* [Stated goal] Answer with a single number, the count of lines holding the word "screenshot".

* [Data provided]
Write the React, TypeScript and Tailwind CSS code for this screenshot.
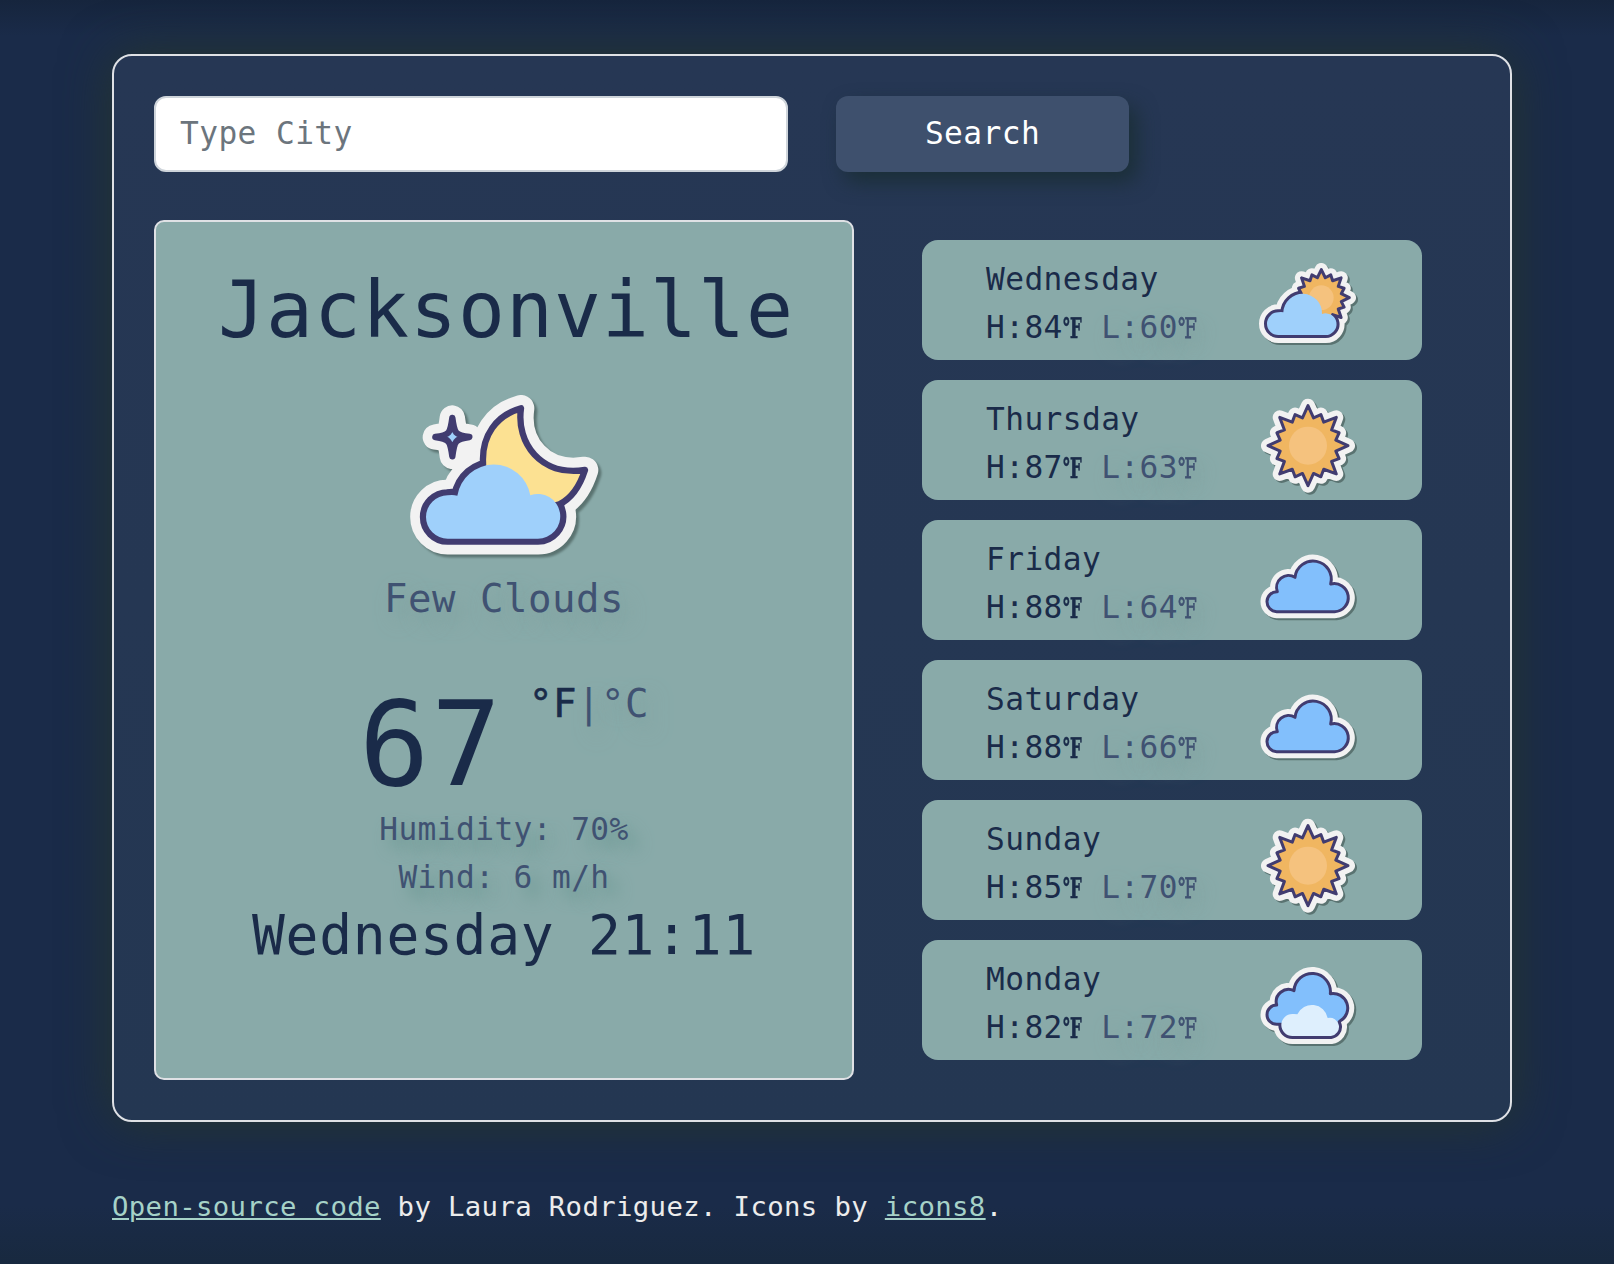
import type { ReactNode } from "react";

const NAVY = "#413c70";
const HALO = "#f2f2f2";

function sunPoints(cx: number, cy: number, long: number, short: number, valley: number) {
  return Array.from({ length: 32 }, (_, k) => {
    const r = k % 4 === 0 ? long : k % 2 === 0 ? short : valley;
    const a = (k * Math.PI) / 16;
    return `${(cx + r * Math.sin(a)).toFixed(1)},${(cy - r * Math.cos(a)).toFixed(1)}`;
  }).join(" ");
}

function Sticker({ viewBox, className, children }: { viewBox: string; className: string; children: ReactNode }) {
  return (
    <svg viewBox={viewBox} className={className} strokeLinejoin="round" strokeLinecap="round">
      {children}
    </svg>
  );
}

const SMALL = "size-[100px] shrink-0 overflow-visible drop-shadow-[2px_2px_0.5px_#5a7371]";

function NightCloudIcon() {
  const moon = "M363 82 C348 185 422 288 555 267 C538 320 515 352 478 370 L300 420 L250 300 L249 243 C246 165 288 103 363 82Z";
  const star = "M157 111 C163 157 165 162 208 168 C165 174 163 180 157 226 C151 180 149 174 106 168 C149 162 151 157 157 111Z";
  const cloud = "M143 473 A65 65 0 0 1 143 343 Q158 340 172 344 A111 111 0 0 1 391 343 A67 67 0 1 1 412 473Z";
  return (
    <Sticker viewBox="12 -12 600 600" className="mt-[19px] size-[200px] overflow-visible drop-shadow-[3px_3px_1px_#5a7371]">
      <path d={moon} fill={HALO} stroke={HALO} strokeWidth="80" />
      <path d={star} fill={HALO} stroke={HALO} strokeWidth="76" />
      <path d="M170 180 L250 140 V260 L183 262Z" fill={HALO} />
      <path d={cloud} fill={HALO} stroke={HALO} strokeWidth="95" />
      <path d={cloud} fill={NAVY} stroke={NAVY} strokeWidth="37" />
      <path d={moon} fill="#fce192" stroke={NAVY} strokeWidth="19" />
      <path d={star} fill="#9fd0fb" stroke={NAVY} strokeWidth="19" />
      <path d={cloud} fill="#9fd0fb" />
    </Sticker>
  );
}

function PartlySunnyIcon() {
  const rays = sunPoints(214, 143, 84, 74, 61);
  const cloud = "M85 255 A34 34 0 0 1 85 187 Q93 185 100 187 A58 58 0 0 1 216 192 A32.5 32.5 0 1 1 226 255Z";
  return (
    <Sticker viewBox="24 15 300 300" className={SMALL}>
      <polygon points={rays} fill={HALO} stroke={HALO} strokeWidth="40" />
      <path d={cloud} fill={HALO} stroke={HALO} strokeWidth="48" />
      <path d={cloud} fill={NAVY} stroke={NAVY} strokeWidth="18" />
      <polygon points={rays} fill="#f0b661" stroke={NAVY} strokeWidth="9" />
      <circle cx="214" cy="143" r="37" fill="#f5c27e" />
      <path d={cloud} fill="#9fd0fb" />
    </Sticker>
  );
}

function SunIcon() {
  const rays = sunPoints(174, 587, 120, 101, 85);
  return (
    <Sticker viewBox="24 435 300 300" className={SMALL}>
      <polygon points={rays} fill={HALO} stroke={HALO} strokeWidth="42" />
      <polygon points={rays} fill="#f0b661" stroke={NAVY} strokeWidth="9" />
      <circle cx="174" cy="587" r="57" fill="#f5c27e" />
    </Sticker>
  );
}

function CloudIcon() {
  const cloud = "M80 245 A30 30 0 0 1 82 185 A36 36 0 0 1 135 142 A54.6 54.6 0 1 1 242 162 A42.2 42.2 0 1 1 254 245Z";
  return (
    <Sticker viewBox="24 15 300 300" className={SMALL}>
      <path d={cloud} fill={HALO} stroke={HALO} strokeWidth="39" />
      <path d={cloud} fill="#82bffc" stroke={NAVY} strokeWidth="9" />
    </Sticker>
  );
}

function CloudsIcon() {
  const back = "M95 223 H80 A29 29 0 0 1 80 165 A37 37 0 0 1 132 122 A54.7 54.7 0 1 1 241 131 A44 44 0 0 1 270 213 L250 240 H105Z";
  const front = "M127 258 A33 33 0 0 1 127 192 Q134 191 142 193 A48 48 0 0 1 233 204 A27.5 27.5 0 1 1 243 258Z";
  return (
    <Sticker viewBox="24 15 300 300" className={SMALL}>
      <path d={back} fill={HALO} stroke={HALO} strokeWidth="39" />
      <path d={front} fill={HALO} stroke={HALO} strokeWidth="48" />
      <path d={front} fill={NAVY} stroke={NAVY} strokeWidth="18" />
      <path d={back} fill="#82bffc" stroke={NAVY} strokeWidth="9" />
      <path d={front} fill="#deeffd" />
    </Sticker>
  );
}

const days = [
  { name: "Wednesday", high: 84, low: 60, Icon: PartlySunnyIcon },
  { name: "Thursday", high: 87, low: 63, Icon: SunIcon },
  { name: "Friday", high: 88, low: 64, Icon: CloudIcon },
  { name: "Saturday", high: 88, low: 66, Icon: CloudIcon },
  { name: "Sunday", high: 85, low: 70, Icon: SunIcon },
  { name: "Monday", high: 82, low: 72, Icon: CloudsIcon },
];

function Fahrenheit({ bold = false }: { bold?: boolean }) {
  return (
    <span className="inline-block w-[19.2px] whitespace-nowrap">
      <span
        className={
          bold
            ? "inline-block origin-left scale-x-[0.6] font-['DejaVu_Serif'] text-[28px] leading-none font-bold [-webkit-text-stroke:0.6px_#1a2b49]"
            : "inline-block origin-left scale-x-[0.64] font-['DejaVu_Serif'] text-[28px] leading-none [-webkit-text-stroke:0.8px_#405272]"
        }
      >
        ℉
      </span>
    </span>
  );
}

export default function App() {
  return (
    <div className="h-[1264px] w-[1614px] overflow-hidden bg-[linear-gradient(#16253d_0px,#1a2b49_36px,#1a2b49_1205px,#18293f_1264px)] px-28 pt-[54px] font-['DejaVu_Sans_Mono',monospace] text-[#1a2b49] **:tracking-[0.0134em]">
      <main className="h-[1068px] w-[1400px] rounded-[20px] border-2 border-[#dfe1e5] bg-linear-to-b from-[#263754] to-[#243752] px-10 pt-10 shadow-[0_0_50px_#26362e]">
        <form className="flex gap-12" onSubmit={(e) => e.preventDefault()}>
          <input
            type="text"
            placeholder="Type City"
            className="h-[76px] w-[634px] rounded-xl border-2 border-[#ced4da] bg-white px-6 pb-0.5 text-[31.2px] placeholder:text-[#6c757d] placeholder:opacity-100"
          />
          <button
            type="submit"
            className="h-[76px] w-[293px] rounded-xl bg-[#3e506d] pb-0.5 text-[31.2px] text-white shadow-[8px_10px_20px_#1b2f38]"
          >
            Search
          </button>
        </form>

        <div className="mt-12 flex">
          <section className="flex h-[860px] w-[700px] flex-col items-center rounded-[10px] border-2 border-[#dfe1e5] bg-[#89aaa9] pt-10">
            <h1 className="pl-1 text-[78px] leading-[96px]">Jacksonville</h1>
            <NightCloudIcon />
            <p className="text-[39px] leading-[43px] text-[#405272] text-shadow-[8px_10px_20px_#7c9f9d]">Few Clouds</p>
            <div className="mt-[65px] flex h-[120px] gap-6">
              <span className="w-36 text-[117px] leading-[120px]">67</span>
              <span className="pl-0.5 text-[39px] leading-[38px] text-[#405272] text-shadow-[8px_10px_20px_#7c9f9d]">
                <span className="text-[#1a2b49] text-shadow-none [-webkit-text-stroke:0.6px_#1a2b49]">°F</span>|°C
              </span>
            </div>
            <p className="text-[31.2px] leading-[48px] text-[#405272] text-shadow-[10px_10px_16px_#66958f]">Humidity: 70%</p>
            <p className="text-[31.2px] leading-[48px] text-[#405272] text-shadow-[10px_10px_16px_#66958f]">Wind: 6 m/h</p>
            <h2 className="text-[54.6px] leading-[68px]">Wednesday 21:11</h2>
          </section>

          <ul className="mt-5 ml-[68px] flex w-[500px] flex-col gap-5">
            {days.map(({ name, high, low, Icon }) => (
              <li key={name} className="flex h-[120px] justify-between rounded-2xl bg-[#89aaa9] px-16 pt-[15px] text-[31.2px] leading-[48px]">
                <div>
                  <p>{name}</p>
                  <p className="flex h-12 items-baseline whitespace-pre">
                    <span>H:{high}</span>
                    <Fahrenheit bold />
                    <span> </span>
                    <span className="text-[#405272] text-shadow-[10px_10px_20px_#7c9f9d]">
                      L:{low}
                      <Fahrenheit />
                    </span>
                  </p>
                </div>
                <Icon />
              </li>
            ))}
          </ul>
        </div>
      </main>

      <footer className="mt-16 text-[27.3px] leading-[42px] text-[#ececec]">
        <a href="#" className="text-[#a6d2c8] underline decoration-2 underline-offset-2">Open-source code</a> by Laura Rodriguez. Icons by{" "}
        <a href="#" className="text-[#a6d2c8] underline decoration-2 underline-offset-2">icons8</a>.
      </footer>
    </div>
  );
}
---
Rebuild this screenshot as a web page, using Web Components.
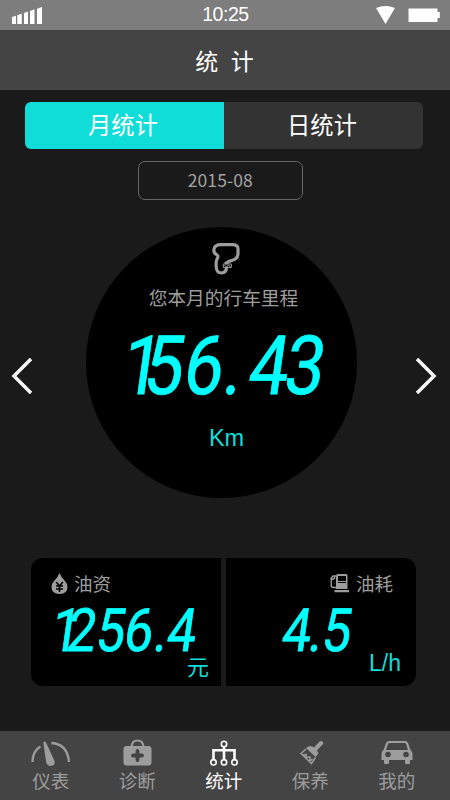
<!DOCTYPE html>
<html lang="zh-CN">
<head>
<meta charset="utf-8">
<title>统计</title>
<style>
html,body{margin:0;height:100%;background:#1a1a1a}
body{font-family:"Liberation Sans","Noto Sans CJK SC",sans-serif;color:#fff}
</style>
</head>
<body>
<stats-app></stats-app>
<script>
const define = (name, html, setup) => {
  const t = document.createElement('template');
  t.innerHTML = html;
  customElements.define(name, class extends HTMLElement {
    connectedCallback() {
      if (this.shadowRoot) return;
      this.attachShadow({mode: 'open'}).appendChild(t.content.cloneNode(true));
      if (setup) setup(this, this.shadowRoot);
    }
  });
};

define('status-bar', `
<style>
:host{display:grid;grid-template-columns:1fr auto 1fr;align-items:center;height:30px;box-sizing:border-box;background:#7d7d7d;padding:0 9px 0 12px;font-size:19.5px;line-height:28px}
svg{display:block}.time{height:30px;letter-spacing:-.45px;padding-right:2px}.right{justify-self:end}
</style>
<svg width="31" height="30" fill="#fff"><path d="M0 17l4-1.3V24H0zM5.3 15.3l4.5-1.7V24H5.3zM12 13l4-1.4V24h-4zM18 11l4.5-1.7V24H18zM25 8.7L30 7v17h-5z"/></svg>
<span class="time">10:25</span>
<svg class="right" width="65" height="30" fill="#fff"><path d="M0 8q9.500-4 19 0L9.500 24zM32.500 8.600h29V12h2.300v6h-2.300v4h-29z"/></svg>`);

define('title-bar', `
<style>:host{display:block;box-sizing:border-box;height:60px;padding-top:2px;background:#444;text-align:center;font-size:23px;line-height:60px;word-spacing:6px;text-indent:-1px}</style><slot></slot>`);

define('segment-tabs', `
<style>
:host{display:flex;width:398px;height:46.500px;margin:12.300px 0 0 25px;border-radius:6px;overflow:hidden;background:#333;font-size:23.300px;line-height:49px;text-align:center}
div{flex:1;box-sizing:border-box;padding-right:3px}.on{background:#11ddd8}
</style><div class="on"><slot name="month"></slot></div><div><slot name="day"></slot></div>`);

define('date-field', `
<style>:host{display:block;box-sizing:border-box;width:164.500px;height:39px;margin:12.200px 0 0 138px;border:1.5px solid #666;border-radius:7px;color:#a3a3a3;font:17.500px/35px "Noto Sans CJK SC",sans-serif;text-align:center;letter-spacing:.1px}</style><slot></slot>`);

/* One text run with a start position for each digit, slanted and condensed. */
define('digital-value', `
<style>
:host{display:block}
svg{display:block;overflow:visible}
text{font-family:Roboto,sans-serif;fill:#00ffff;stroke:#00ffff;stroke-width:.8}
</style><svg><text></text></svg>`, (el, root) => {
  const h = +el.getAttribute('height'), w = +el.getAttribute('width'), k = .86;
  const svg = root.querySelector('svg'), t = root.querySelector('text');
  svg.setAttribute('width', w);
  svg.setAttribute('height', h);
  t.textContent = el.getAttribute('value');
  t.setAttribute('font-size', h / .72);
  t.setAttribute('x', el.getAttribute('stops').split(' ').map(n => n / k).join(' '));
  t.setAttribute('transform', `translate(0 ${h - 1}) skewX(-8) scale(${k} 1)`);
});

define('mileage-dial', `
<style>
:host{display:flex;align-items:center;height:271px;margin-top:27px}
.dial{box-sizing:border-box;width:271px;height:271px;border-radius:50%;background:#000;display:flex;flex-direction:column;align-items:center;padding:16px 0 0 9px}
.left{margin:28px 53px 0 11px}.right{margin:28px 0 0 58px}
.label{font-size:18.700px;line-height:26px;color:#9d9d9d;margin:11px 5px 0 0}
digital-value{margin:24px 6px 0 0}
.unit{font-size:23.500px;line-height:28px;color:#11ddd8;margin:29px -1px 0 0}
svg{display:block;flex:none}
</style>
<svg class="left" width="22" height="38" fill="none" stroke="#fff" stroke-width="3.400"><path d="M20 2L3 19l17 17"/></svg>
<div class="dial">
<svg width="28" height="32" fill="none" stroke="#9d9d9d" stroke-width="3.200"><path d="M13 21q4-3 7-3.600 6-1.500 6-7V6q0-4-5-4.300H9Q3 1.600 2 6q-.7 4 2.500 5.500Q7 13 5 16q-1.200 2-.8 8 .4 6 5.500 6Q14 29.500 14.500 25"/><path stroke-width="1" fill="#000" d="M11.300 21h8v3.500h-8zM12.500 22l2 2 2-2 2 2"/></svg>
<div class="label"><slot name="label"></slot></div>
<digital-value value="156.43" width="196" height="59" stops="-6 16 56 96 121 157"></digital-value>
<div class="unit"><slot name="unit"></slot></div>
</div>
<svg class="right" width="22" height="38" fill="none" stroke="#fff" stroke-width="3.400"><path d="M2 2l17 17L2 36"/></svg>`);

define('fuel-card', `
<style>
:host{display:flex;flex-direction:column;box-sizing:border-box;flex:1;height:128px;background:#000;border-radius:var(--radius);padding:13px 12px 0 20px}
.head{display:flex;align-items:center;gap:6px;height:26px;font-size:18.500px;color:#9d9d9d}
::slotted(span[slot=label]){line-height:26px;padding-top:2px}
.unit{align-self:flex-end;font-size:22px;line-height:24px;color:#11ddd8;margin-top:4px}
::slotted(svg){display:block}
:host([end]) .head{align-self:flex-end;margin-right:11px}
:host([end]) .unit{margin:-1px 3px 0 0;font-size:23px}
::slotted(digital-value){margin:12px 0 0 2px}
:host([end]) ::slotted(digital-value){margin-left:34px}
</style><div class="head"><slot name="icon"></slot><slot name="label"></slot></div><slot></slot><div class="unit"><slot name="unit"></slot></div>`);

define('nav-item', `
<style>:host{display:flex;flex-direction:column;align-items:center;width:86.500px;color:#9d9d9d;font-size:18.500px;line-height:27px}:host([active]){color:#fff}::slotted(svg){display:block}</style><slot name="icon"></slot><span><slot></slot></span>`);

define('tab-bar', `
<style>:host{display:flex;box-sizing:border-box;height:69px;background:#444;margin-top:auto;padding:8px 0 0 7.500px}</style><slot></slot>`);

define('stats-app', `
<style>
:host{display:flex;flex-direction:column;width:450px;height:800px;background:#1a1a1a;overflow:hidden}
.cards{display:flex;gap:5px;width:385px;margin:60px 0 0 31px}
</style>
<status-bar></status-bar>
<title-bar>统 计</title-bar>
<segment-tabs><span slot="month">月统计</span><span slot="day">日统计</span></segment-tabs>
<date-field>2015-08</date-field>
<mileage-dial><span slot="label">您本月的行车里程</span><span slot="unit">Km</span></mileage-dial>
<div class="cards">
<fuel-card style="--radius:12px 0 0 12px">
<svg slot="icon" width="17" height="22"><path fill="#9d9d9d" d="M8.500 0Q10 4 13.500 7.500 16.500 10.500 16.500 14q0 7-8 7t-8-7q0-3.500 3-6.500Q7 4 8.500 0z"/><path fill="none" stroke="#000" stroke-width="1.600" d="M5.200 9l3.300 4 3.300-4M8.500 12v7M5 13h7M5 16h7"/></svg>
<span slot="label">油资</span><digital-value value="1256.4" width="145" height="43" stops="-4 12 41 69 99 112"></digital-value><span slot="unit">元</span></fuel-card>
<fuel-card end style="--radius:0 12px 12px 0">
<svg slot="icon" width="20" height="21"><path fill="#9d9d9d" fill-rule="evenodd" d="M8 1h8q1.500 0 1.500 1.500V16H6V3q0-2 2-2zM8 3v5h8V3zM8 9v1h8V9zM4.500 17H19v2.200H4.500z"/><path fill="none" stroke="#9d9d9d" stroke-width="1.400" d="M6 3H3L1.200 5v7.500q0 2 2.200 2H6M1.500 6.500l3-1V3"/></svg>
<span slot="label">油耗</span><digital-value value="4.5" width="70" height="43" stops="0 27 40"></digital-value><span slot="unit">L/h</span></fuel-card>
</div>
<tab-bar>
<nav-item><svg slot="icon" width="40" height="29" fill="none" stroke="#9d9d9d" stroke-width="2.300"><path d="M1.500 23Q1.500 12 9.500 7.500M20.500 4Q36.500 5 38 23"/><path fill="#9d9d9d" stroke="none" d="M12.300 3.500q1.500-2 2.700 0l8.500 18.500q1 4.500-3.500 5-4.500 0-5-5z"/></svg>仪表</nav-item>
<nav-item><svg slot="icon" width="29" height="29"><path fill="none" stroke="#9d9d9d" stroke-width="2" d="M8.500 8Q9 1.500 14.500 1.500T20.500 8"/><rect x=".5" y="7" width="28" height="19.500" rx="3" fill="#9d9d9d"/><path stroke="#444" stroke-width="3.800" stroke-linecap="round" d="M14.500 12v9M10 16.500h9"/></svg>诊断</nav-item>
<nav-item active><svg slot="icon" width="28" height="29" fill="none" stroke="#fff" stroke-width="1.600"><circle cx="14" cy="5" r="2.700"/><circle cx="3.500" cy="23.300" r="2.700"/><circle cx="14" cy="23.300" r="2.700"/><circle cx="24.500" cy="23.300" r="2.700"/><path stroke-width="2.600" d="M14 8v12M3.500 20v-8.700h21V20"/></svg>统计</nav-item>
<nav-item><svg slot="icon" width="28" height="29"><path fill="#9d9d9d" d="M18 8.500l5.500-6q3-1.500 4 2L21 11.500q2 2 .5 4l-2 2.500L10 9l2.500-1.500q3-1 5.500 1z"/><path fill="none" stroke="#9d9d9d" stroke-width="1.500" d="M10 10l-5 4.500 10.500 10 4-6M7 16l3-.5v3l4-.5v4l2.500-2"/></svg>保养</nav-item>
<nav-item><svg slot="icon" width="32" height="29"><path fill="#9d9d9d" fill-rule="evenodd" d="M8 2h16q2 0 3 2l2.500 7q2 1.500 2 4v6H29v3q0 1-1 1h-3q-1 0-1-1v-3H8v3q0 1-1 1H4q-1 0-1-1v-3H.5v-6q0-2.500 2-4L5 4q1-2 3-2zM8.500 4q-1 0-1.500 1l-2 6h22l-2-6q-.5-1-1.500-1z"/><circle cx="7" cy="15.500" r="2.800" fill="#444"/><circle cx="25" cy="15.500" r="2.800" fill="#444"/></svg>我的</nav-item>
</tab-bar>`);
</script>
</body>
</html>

* [Result of the exercise] 2